JB Pritzker Steps Up Against Trump’s Inhumane El Salvador Prison Operation
Pritzker announced that Illinois will boycott investments in El Salvador in retaliation for the country's president, Nayib Bukele, working hand-in-glove with Trump.
Photo: Getty Images
Everything is terrible, but Democrats at every level can—and absolutely must—still do good, or at least useful, things. On Wednesday, Illinois Gov. JB Pritzker (D) announced a boycott of Illinois investments in El Salvador in retaliation for the country’s president, Nayib Bukele, working hand-in-glove with the Trump administration to imprison unjustly deported American residents at a facility called CECOT. In a statement, Pritzker accused the Salvadoran government of “aiding the Trump administration’s unlawful and unconstitutional actions.”
“The United States Constitution guarantees due process.
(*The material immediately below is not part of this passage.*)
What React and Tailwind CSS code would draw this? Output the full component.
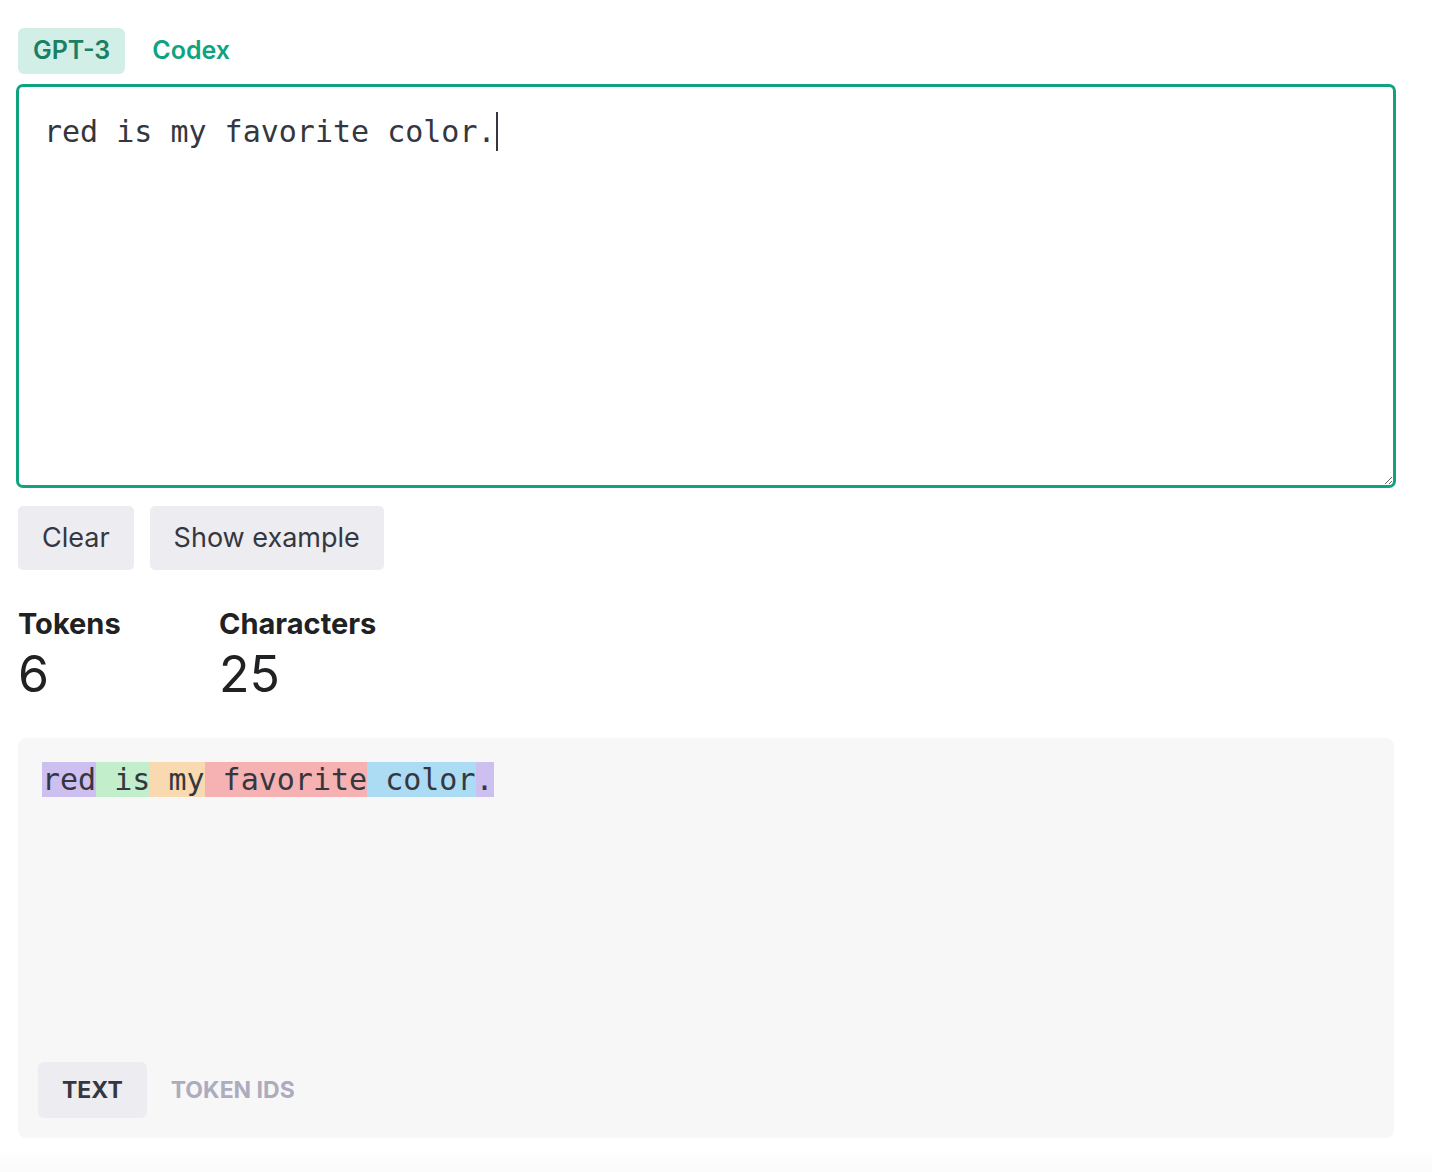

We are witnessing Donald Trump erode our fundamental Constitutional rights in real time, and we must fight to restore the balance of power,” the governor’s statement continued. “The State of Illinois will stand up for the Rule of Law and do everything in our power to stop the Trump administration from ripping apart our most basic rights.”
Pritzker’s office says it has directed Illinois pension funds to review whether they invest in companies based in El Salvador, and also ordered the state’s Department of Central Management Services to determine whether state procurement contracts have been granted to El Salvador-based companies.
It’s been over a month since the Trump administration deported over 200 American residents to El Salvador, where they’re now serving life sentences in a maximum security prison notorious for its rampant human rights abuses, all without any due process. Trump has repeatedly made clear he intends to start sending citizens to CECOT, too: “Home-growns are next. The home-growns. You gotta build about five more places. It’s not big enough,” he told Bukele in the Oval Office last week. The Wall Street Journal then reported that, per Trump’s orders, El Salvador is now preparing to expand CECOT to hold up to 80,000 prisoners and expects “the U.S. to send enough to fill it.”